Viewing Path Outage Status

From the main navigation bar select Path Outages. You will see a table with each row showing a Critical Path Node, Critical Path IP, Critical Path Service (always ICMP in phase I), and the Number of Nodes dependent on this critical path. The background color for the Critical Path Service indicates the status of the service.

To view a list of nodes dependent on a given path, click on the number in the right-hand column, You will see a table of nodes and status.The background color in the status column for each node indicates the status of the managed services on the node.

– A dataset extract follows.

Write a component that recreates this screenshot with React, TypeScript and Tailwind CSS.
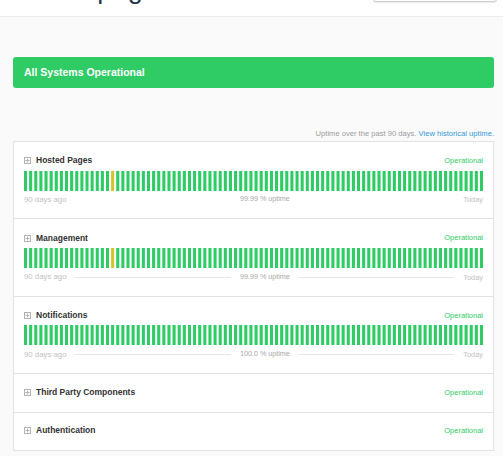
import React from "react";

const FONT = { fontFamily: '"Liberation Sans", Arial, sans-serif' };

type Comp = {
  name: string;
  uptime?: string;
  yellow?: number[];
  lines?: boolean;
};

const comps: Comp[] = [
  { name: "Hosted Pages", uptime: "99.99", yellow: [17], lines: false },
  { name: "Management", uptime: "99.99", yellow: [17], lines: true },
  { name: "Notifications", uptime: "100.0", yellow: [], lines: true },
  { name: "Third Party Components" },
  { name: "Authentication" },
];

function PlusBox() {
  return (
    <svg width="7" height="7" viewBox="0 0 7 7" className="shrink-0">
      <rect x="0.5" y="0.5" width="6" height="6" fill="none" stroke="#b4b4b4" strokeWidth="1" />
      <line x1="1.5" y1="3.5" x2="5.5" y2="3.5" stroke="#b4b4b4" strokeWidth="1" />
      <line x1="3.5" y1="1.5" x2="3.5" y2="5.5" stroke="#b4b4b4" strokeWidth="1" />
    </svg>
  );
}

function Bars({ yellow }: { yellow: number[] }) {
  return (
    <svg width="100%" height="20" viewBox="0 0 448 20" preserveAspectRatio="none" className="block">
      {Array.from({ length: 90 }).map((_, i) => (
        <rect
          key={i}
          x={i * 5}
          y={0}
          width={3}
          height={20}
          fill={yellow.includes(i) ? "#d2c52c" : "#2fcc66"}
        />
      ))}
    </svg>
  );
}

function NameRow({ name }: { name: string }) {
  return (
    <div className="flex items-center h-[12px]">
      <PlusBox />
      <span className="ml-[5px] text-[8.5px] font-bold text-[#333]">{name}</span>
      <span className="ml-auto text-[7.5px] text-[#2fcc66]">Operational</span>
    </div>
  );
}

export default function App() {
  return (
    <div className="w-[503px] h-[456px] overflow-hidden bg-[#fafafa]" style={FONT}>
      {/* header (scrolled) */}
      <div className="h-[17px] overflow-hidden bg-white border-b border-[#ececec]">
        <div className="-mt-[24px] flex items-start justify-between pl-[24px] pr-[6px]">
          <span className="text-[27px] leading-[27px] font-light text-[#27374d] tracking-[0.2px]">statuspage</span>
          <div className="w-[124px] h-[26px] bg-white border border-[#cfcfcf] rounded-[3px] shadow-[0_1px_1px_rgba(0,0,0,0.08)]" />
        </div>
      </div>

      <div className="pl-[13px] pr-[9px]">
        {/* banner */}
        <div className="mt-[40px] h-[31px] rounded-[3px] bg-[#2fcc66] flex items-center pl-[11px]">
          <span className="text-[10.5px] font-bold text-white">All Systems Operational</span>
        </div>

        {/* uptime note */}
        <div className="mt-[41px] mb-[2px] h-[10px] leading-[10px] text-right text-[7.6px] text-[#9a9a9a]">
          Uptime over the past 90 days. <span className="text-[#3498db]">View historical uptime.</span>
        </div>

        {/* components */}
        <div className="bg-white border border-[#e2e2e2]">
          {comps.map((c, idx) =>
            c.uptime ? (
              <div
                key={c.name}
                className={`px-[10px] pt-[12.7px] pb-[13.7px] ${idx > 0 ? "border-t border-[#e2e2e2]" : ""}`}
              >
                <NameRow name={c.name} />
                <div className="mt-[4px]">
                  <Bars yellow={c.yellow || []} />
                </div>
                <div className="mt-[4px] h-[10px] flex items-center">
                  <span className="text-[7.8px] text-[#c2c2c2]">90 days ago</span>
                  <div className={`flex-1 mx-[9px] h-px ${c.lines ? "bg-[#e6e6e6]" : ""}`} />
                  <span className="text-[7.2px] text-[#a8a8a8]">{c.uptime} % uptime</span>
                  <div className={`flex-1 mx-[9px] h-px ${c.lines ? "bg-[#e6e6e6]" : ""}`} />
                  <span className="text-[7.4px] text-[#c2c2c2]">Today</span>
                </div>
              </div>
            ) : (
              <div
                key={c.name}
                className="px-[10px] pt-[12.2px] pb-[13.3px] border-t border-[#e2e2e2]"
              >
                <NameRow name={c.name} />
              </div>
            )
          )}
        </div>
      </div>
    </div>
  );
}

Some Additional Details (For Geeks Only)

NodeDown events are generated for all node down situations, whether due to a path outage or not. If a nodeDown event occurs because of a path outage, nodeDown notifications are suppressed for this node and two additional things happen. First, three more parameters are added to the nodeDown event:

   eventReason=pathOutage
   criticalPathIp=<Critical Path IP Address>
   criticalPathServiceName=ICMP

And Second, an additional event with eventuei uei.opennms.org/nodes/pathOutage is created. This event has four parameters:

   nodelabel=<node label>
   criticalPathIp=<Critical Path IP Address>
   criticalPathServiceName=ICMP
   noticeSupressed=<true|false>

The noticeSupressed parameter indicates whether or not the nodeDown event matched any notices in the notifications.xml file. The pathOutage event could be used to create some alternate notification, say e-mail instead of page, and the parameters can be tested in the notification for further fine tuning. (See Using A Parameter for Notifications in the release notes.)